We've always been a little disconcerted about the affectation of dress that architects (and architecture students) persist in. We finally found out the explanation. It's really all about bow-ties.

The bow tie

In an interesting article, Mr Rob Walker of New Orleans wrote for slate.com:

Now, I've known a few men with excellent taste in clothing, formal and otherwise, who can get away with the occasional bow tie as just one more facet of a large and complicated wardrobe. But the same cannot be said of the vast majority of bow-tie wearers, and particularly the chronic ones. What those folks are up to isn't really so subtle at all

The truth is that there's nothing so flattering in contemporary American life as coming under fire for being one of those gosh-darned nonconformists.This is particularly so among those who hold the most conventional views imaginable on topics up to and including the importance of looking spiffy. In the absence of actual eccentricities of the sort that really do inspire animus, the bow tie is a useful short cut. It is a stunt accessory, with the sole function of drawing attention to the supposedly maverick and 'against the flow' worldview of its wearer. Its true analogue is the kid with the green mohawk and safety-pinned shirt complaining that everyone is staring at him all the time. The bow tie, in short, is the nose ring of the conservative.

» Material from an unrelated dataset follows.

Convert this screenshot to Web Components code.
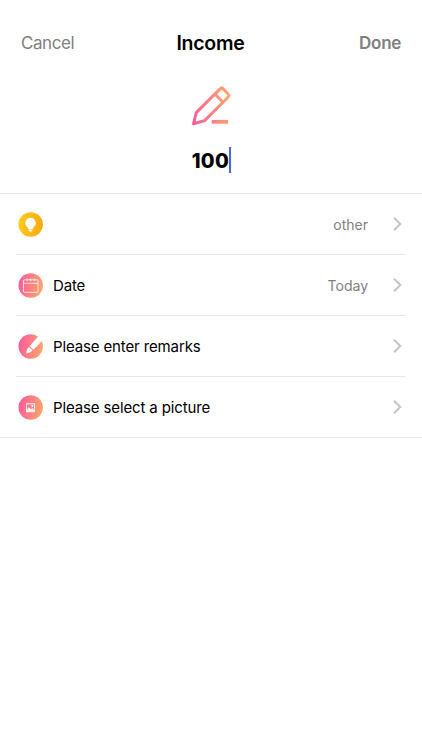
<!DOCTYPE html>
<html lang="en">
<head>
<meta charset="utf-8">
<title>Income</title>
<style>
html,body{margin:0;background:#fff}
body{font-family:Inter,"Liberation Sans",sans-serif;color:#000}
</style>
</head>
<body>
<income-page></income-page>

<template id="t-page">
<style>:host{display:flex;flex-direction:column;height:750px;overflow:hidden;background:#fff}</style>
<nav-bar><span slot="left">Cancel</span><span slot="title">Income</span><span slot="right">Done</span></nav-bar>
<amount-input>100</amount-input>
<entry-list>
<entry-row icon="bulb"><span slot="value">other</span></entry-row>
<entry-row icon="calendar">Date<span slot="value">Today</span></entry-row>
<entry-row icon="brush">Please enter remarks</entry-row>
<entry-row icon="photo">Please select a picture</entry-row>
</entry-list>
</template>

<template id="t-nav">
<style>
:host{display:grid;grid-template-columns:1fr auto 1fr;align-items:center;height:44px;padding:21px 21px 0;line-height:24px;white-space:nowrap}
.l,.r{font-size:17px;color:#808080}
.l{letter-spacing:-.45px}
.t{font-size:19.5px;font-weight:600;letter-spacing:-.27px;padding-right:1px}
.r{font-weight:600;text-align:right;letter-spacing:-.3px}
</style>
<div class="l"><slot name="left"></slot></div><div class="t"><slot name="title"></slot></div><div class="r"><slot name="right"></slot></div>
</template>

<template id="t-amount">
<style>
:host{display:flex;flex-direction:column;align-items:center;height:128px}
svg{display:block;width:44px;height:44px;margin-top:19px}
.v{display:flex;align-items:center;margin-top:18px;padding-left:1px;height:28px;font-size:20px;font-weight:800;line-height:28px;letter-spacing:.4px}
.v span{padding-top:2px}
.c{width:2px;height:26px;background:#4568dc}
</style>
<svg viewBox="0 0 44 44" fill="none" stroke="url(#g)" stroke-width="3" stroke-linejoin="round" stroke-linecap="round">
<defs><linearGradient id="g" gradientUnits="userSpaceOnUse" x1="3" y1="26" x2="41" y2="18"><stop stop-color="#f75f98"/><stop offset="1" stop-color="#ffa66b"/></linearGradient></defs>
<path d="M4.5 39.8 7.3 28.6 30.8 5.1Q32.6 3.3 34.4 5.1L39 9.7Q40.8 11.5 39 13.3L15.6 36.6ZM25.9 10 34.1 18.2"/>
<path d="M22.7 37.8H39" stroke-width="3.8" stroke-linecap="butt"/>
</svg>
<div class="v"><span><slot></slot></span><i class="c"></i></div>
</template>

<template id="t-list">
<style>:host{display:block;border-top:1px solid #e8e8ea;border-bottom:1px solid #e8e8ea}</style>
<slot></slot>
</template>

<template id="t-row">
<style>
:host{display:flex;align-items:center;box-sizing:border-box;height:61px;margin:0 16px;padding-left:2px;padding-right:4px;border-bottom:1px solid #e8e8ea;font-size:15px;line-height:20px;white-space:nowrap}
:host(:last-child){border-bottom:0;height:60px}
row-icon{margin-right:10px}
.label{flex:1;letter-spacing:-.13px;padding-top:1px}
.value{color:#808080;font-size:14px;margin-right:25px;padding-top:1px}
.chev{width:9px;height:14px;display:block}
</style>
<row-icon></row-icon><div class="label"><slot></slot></div><div class="value"><slot name="value"></slot></div>
<svg class="chev" viewBox="0 0 9 14" fill="none" stroke="#c5c5c9" stroke-width="2"><path d="M1 .8 7.3 7 1 13.2"/></svg>
</template>

<script>
function build(name, id, setup) {
  customElements.define(name, class extends HTMLElement {
    constructor() {
      super();
      this.attachShadow({mode: 'open'}).append(document.getElementById(id).content.cloneNode(true));
    }
    connectedCallback() { if (setup) setup(this); }
  });
}
const glyphs = {
  bulb: '<path d="M12.5 5.8a5.2 5.2 0 0 0-3.3 9.2Q10.3 16 10.4 17.4h4.2q.1-1.4 1.2-2.4A5.2 5.2 0 0 0 12.5 5.8Z" fill="#fff"/><path d="M10.7 18.5h3.6M11.5 19.7h2" stroke="#fff" stroke-width=".9"/>',
  calendar: '<g fill="none" stroke="#fff" stroke-opacity=".8" stroke-width="1"><rect x="5.5" y="6.8" width="14.5" height="12.6" rx="1"/><path d="M5.5 10.3H20M9 5.5V8M12.7 5.5V8M16.4 5.5V8"/></g>',
  brush: '<path d="M22.2 0 27 4 15.4 15.7 11.8 12.1Z" fill="#fff"/><path d="M11.1 12.9 14.6 16.4 12.5 18.3 8 19.4 9.2 15Z" fill="#fff"/>',
  photo: '<path fill="#fff" fill-opacity=".9" fill-rule="evenodd" d="M8 8.3h9v9H8ZM8.9 9.2v5.5l2-2.4 2.2 2 1.3-1.1 1.7 1.5V9.2Z"/><circle cx="14.3" cy="11" r=".9" fill="#fff"/>'
};
customElements.define('row-icon', class extends HTMLElement {
  constructor() { super(); this.attachShadow({mode: 'open'}); }
  draw(kind) {
    const [a, b] = kind === 'bulb' ? ['#fbcb1d', '#f9a90f'] : ['#fb5c98', '#ffa66b'];
    this.shadowRoot.innerHTML = `<style>:host{display:block;width:25px;height:25px;flex:none}svg{display:block}</style>
<svg width="25" height="25" viewBox="0 0 25 25"><defs><linearGradient id="g" x1="0" y1=".4" x2="1" y2=".6"><stop stop-color="${a}"/><stop offset="1" stop-color="${b}"/></linearGradient></defs><circle cx="12.7" cy="12.5" r="12.2" fill="url(#g)"/>${glyphs[kind]}</svg>`;
  }
});
build('nav-bar', 't-nav');
build('amount-input', 't-amount');
build('entry-list', 't-list');
build('entry-row', 't-row', el => el.shadowRoot.querySelector('row-icon').draw(el.getAttribute('icon')));
build('income-page', 't-page');
</script>
</body>
</html>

Moreover, the particular beauty of expressing your individuality by sporting a bow tie-as opposed to, say, wearing your pants backwards-is that the secret of your devilish nonmainstreamness will be perfectly obvious and instantly understood by everyone. No one can possibly misunderstand the message, and that's important. That way you can be certain that you'll inspire only the sort of disapproval that actually enhances your individualist credibility.

On dressing

Architects always like to dress 'differently'. We've written about this elsewhere using a lot of sociological jargon, but you can't get a better summary of the rationality behind this than Mr Walker's piece. The bowtie, especially, has been the motif of the devil-may-care architect since the Modernists pioneered it almost a century ago. One classic photograph of a whole slew of bowtie-wearing architects can be found in this office photo. True, it's meant to be tongue-in-cheek, but it makes our point.

Architects are not about to be mistaken for a claque of double-breasted accountants or pin-stripped lawyers. Examine the image gallery of the illustrious laureates of the Pritzker Prize. Some are soberly suited, but most are trying desperately to project an air of creative nonchalance.

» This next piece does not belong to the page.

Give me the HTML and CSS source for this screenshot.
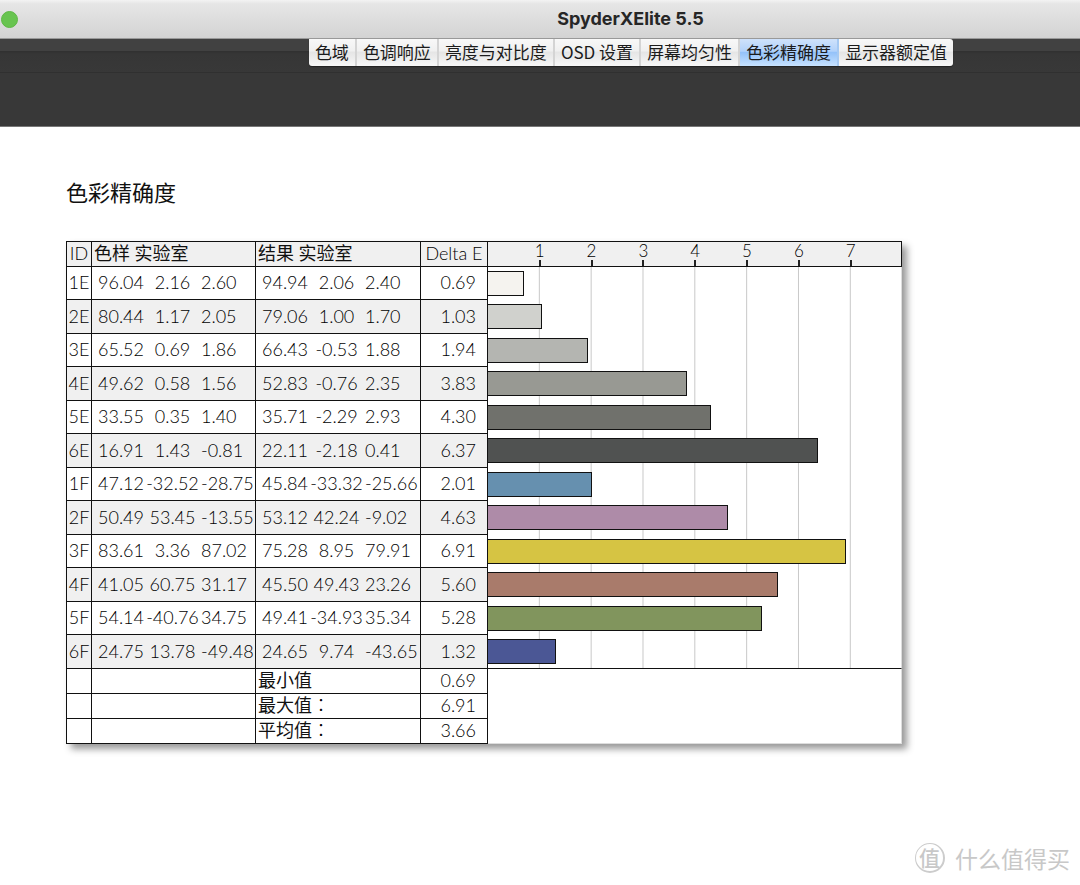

Most dutiful servants of the powerful

Architects like to project themselves as chic radical artists. The truth is that they are the most dutiful servants of those in power: whether they be capitalists, communists, or Rastafarians. No 'art' depends more for its existence on toadying to the good and the great than architecture, as this article from the The Times brilliantly demonstrates. So how to project an air of dangerous radicalism, while in fact spending all your days doing the work of those with power and money? Simple: wear a bowtie.